KG: This book looks at the archaeology first, where we can see how a society cares for the remains of children, and then asks what attitudes we see reflected in the textual materials of the time. This really shows you something about whether people understood that individual who had passed on to be a part of their community, or not a part of their community. And so the question I was really curious about in this project is, how were children perceived? In the afterlife, did they have personhood - that is to say, were they considered a part of the family in life, and part of that family household in death? Or, because they were so young, were they considered less a part of society, so that society treated them differently?
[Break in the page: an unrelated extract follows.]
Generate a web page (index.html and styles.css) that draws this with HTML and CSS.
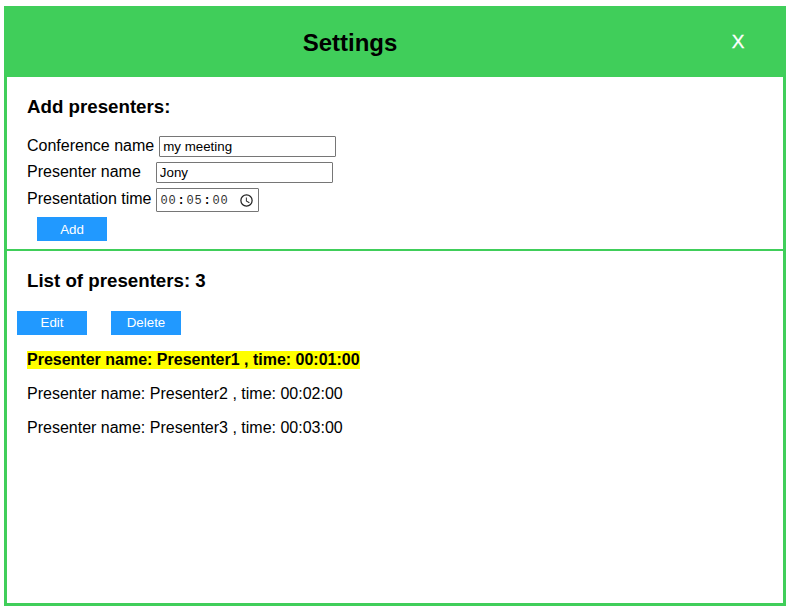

KG: Personhood is a broad term, and it means different things depending on where you're geographically located and the society that you're in. In more traditional societies - and this also plays out in the ancient world - there is a notion that personhood is imbued in the things that touch one's body and can be given. So, if I were to knit a scarf for you and give it to you, I'm not just giving you this gift of a scarf; I would be giving you something that has my essence in it. For burial context, similar examples would be burial goods that people are buried with - items like jewelry or a burial shroud - personal adornment items, something that would have been made for them that would have been worn on the body. These things were all collected into a repository pit in Judean tombs, where they got mixed together with previous burial goods from other people. In addition to burial goods, skeletal remains were also collected into these pits. So it's as if the entire family is being mixed up and kept together in death, and their personhoods are all sort of sticking together, rather than being separated out. Most importantly, these repository pits include children.
KG: There has been a lot of scholarship on the Hebrew Bible and the archaeological record on adults, because adults are writing the texts, and most often adults are found buried - if there are burial remains. I wanted to step in and talk about the rest of society. We know there were children, so where were they? Some of our texts mention the death of children - for example, King David has an infant child that dies. But we don't know if there was any sort of funerary context, if there is a burial that happened, if it was buried with David's family. So there are lots of gaps in the biblical texts - and in archaeology. In earlier excavations, people often didn't consider that they would find children. Children's bones were sometimes mistaken for animal bones and would be thrown out, or they would get mixed around when robbers would come into tombs later looking for valuables. It's very easy to take things off of small bodies, but when you have a large skeletal body that you're working with, those remains aren't as easy to break up. Fair warning: a lot of this subject matter is gruesome.
KG: No one to my knowledge has gone through and systematically looked for remains of children in ancient Israel and in areas surrounding ancient Israel. I was specifically interested in ancient Judah, because that's where we think the Hebrew Bible was written and compiled. So I looked for skeletal remains of children in the northern Kingdom of Israel, to the northwest with the Phoenicians, down the Phoenician coast to the Philistine coast - the Negev area and somewhat in the Transjordan as well as in Judah - to ask if there were patterns or trends, or how children were buried, and if anything could be said about whether or not these children had personhood or were perceived to be people within their society. What became clear was that adults in Judah were burying their children differently than their neighbors, which suggests they had a different understanding of the afterlife and how their children fit into it.
KG: Since scholars of archaeology and biblical literature started studying these rock-cut tombs that are in ancient Judah, they called them family tombs. In some cases, there weren't even any skeletons in the tombs, but they just called them family tombs. And no one stopped to ask the obvious question: were they actually for entire families or for just adults? And so, to my knowledge, I'm the first one to really dig into that, and to I think systematically show that these were indeed family tombs for the eldest, all the way down to the very youngest members of the community.
KG: My conclusions were twofold. First, I found that, by and large, all communities understood their children to have some form of personhood or be invested somehow in their community.
Second, I found that the community within ancient Judah buried their children in a completely different manner than all of the other surrounding regions, which I think means that they had a real desire to present their children as ethnically Judahite. Unlike their neighbors, who buried children by themselves, in pits, jars, cist tombs, and at times not even in cemeteries, but under house floors, Judahites did things differently. Instead, Judahites buried their children in family tombs. This is unique for the region and it shows - at least in my opinion - a real desire to, as the biblical text says, bury individuals with their kin. Broadly speaking, it demonstrates a continuity between those who comprise the household of the living and the household of the dead. In other words: family is family, even into the afterlife, even for children.